Press Release
June 6, 2002
Exhibition information for POST at 1904 East 7th Place, Los Angeles, CA 90021.
Exhibition: e-motion
Curator: Susan Joyce
Exhibition Dates: July 6 – August 3, 2002
Regular Hours: Wednesday – Saturday, 12:00 noon – 6 PM
Opening Reception: Saturday, July 6, 7:00 – 10:00 PM
SRL performance@9:30PM
POST is pleased to present e-motion featuring new media; motion based works
by Kent Anderson Butler, Casey Hanrahan, Kristine Marx, Yucef Merhi, Mark
Pauline, Erwin Redl, and James Rouvelle.
Since the invention of motion pictures a century ago, artists have been
experimenting in innovative ways, exploring the possibilities of art and
technology. Electronic culture has expanded the world of visual art. The
works in this exhibition represent the use of technology in creative and
meaningful applications. In concert with artistic expression, these artists
employ diverse disciplines such as light, sound, video, performance,
language, and engineering. Ideas are transformed into visceral experiences,
all in some way engage in the activity of motion, and in some instances
interaction between the works occur. We are just beginning to scratch the
surface on understanding the potential of technology and its relationship to
contemporary art. With the assimilation of machine to technology, cultural
transformations take place. The evolution of electronic culture is a change
in the dynamics of society, representation and experience.
Kent Anderson Butler - performance/video installation "Immersion" is an
investigation of the union between two people and represents the process of
ritual and spiritual experience.
Casey Hanrahan –Using materials such as aluminum, steel, and rivets, the
artist employs systems of mathematics and design to construct optical
meditative drawings for the purpose of targets.
Kristine Marx – video installation depicts situations that are both intimate
and impersonal. The banal is experienced as a spatially disorienting and
isolating event. The work draws attention to the elastic, permeable boundary
between self and other, interior and exterior, reality and illusion.

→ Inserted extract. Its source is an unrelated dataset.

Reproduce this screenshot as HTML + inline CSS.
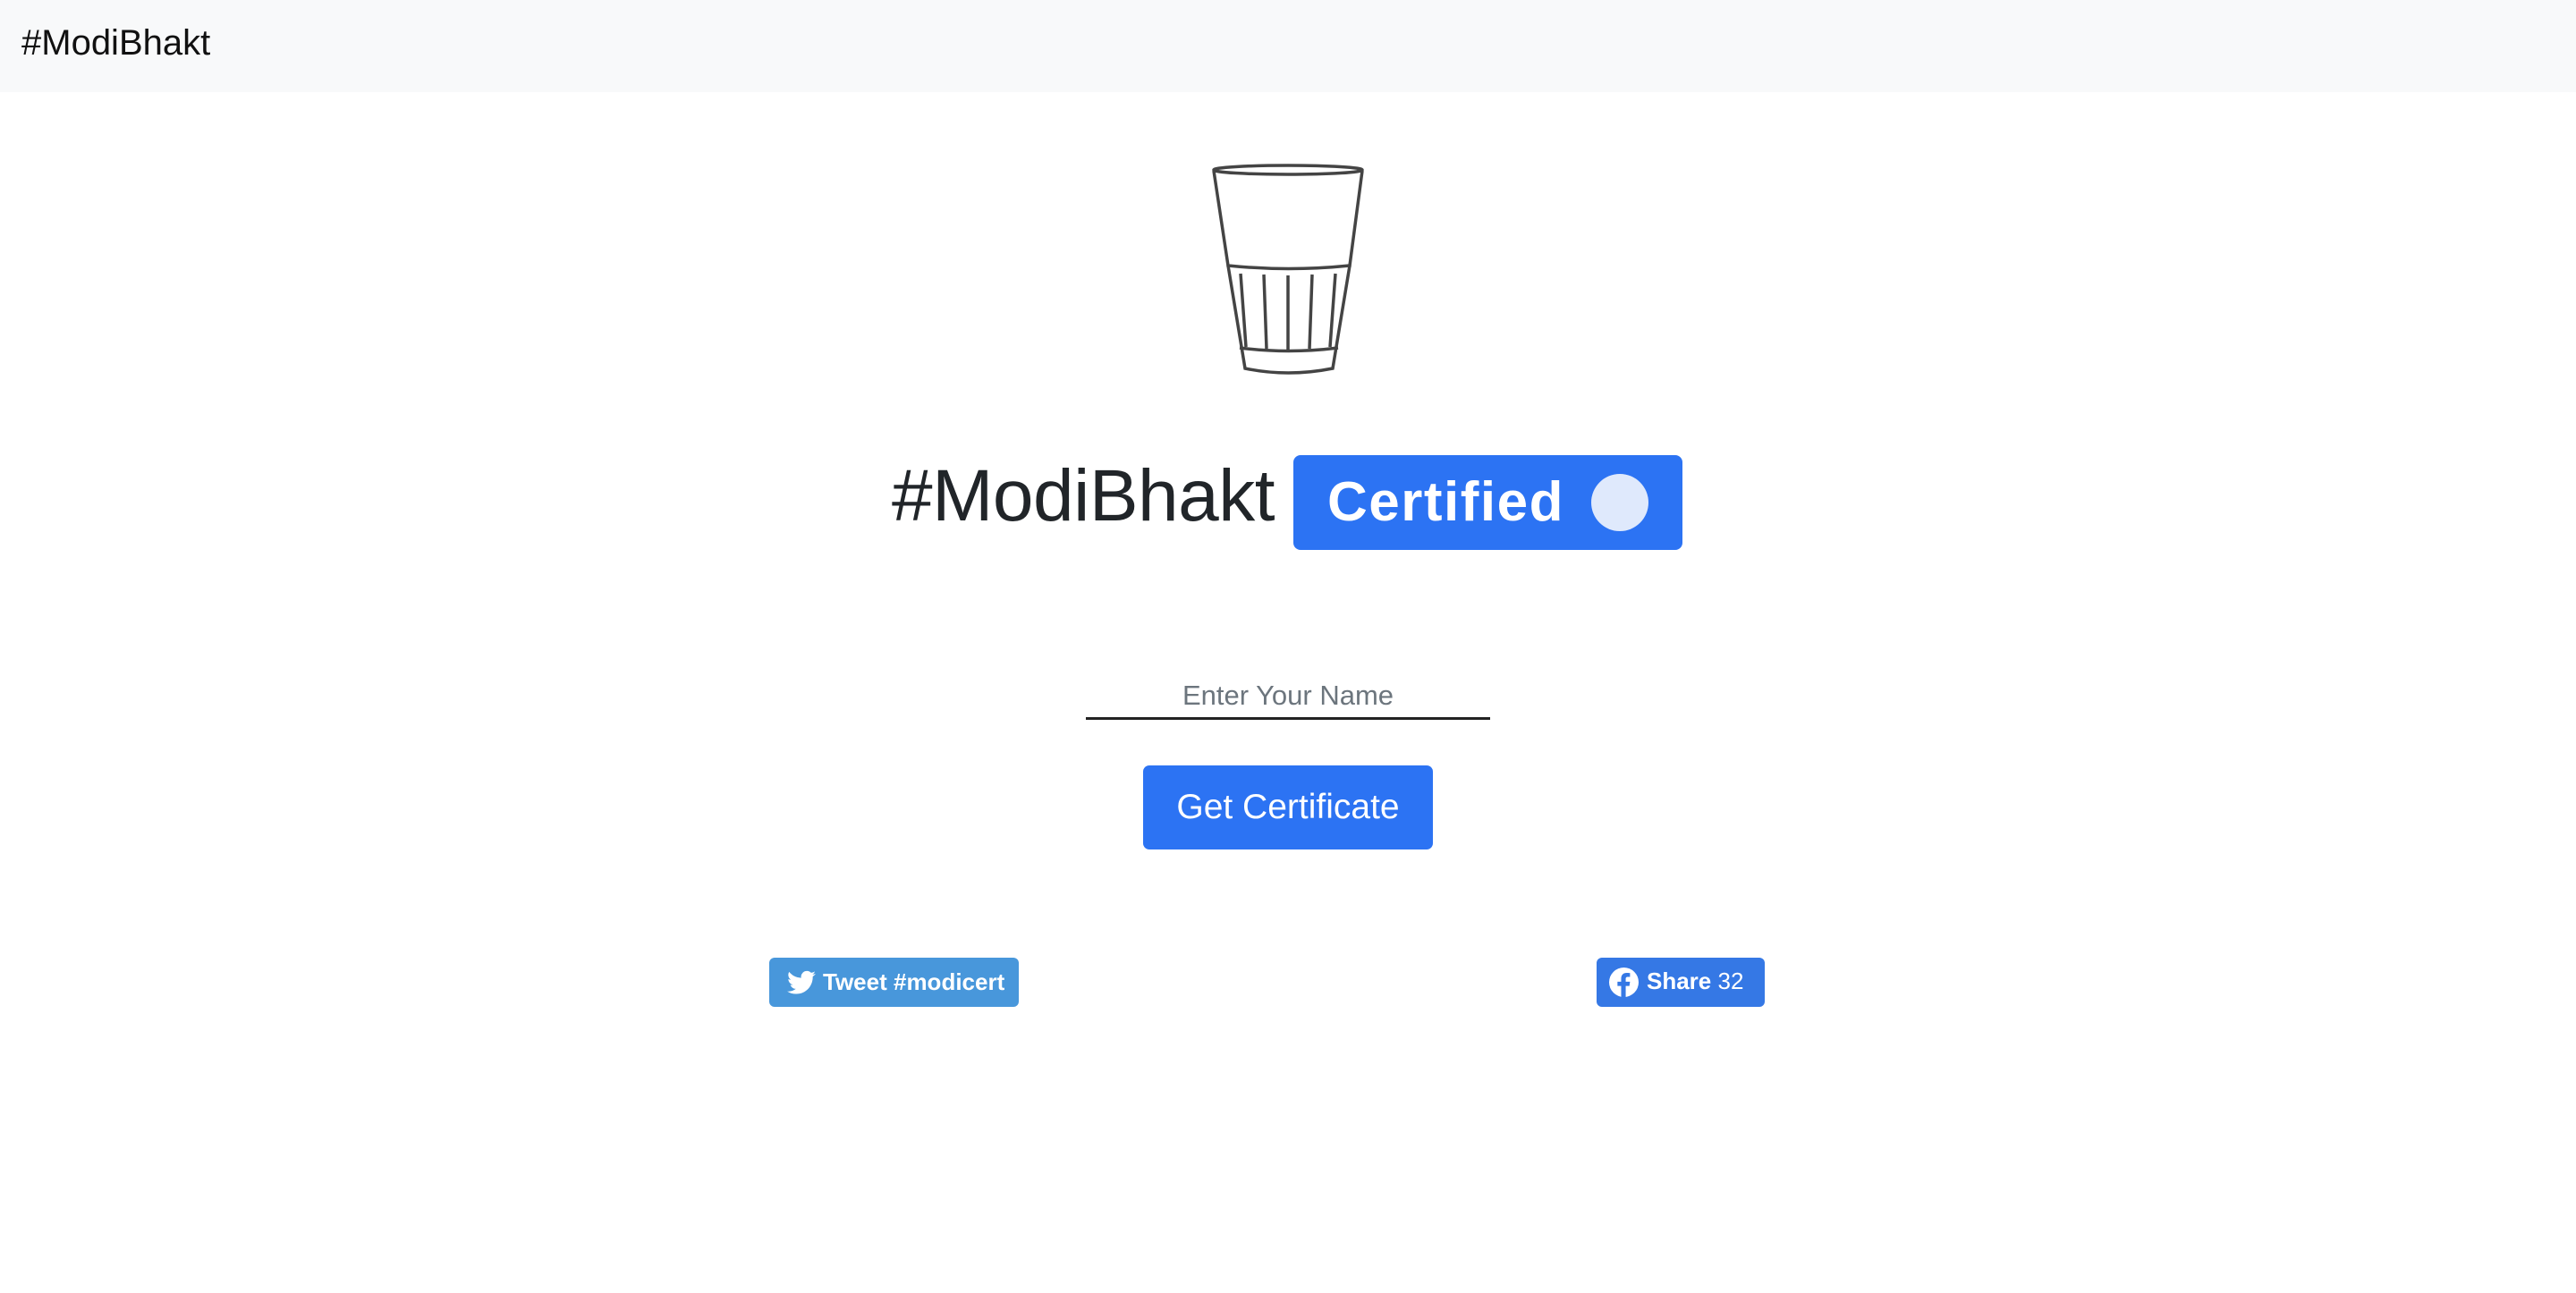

Yucef Merhi – Poetic Words is a work constituted by 4 light emitting spinning
devices. When people interact with these machines they will see a word,
created by combining two words, related to a social, philosophical or
political issue, like Anorecstasy (Anorexia - Ecstasy). In Artistotelian
terms, the words always exist in potency but become poetry in motion when the
spectators spin the object and feel/interpret the content. Most recent
net-poetry project of Merhi can be experienced at
http://www.turbulence.org/Works/yucef.
Mark Pauline – Survival Research Laboratories videos of machine experiments
and performances. SRL was conceived and founded by Mark Pauline in 1978 as
an organization of creative technicians dedicated to redirecting the
techniques, tools, and tenets of industry, science, and the military away
from their typical manifestations in practicality, product or warfare. SRL
has staged over 50 mechanized performances in the United States and Europe
that consist of a unique set of ritualized interactions between machines,
robots, and special effects devices, employed in developing themes of
socio-political satire. Humans are present only as audience or operators.
http://www.srl.org
Erwin Redl - elevator shaft light installation. In this body of work, space
is experienced as a second skin, our social skin, which is transformed
through artistic intervention. Due to the very nature of its architectural
dimension, participating by simply being "present" is an integral part of the
installation. Visual perception has to work in conjunction with corporeal
motion, and the passage of time, an additional parameter of motion. Redl’s
light installation was recently featured at the 2002 Whitney Biennial.
James Rouvelle – interactive sound robotics. Robots are sensitive to changes
in light and sound. A blue LED at the tip of each responds to its
environment by either illuminating, holding, or dimming at various speeds.
Each robot attempts to locate others by emitting, sensing, and responding to
a sound similar to sonar. Movement by visitors in the space creates an
additional dimension of interactivity.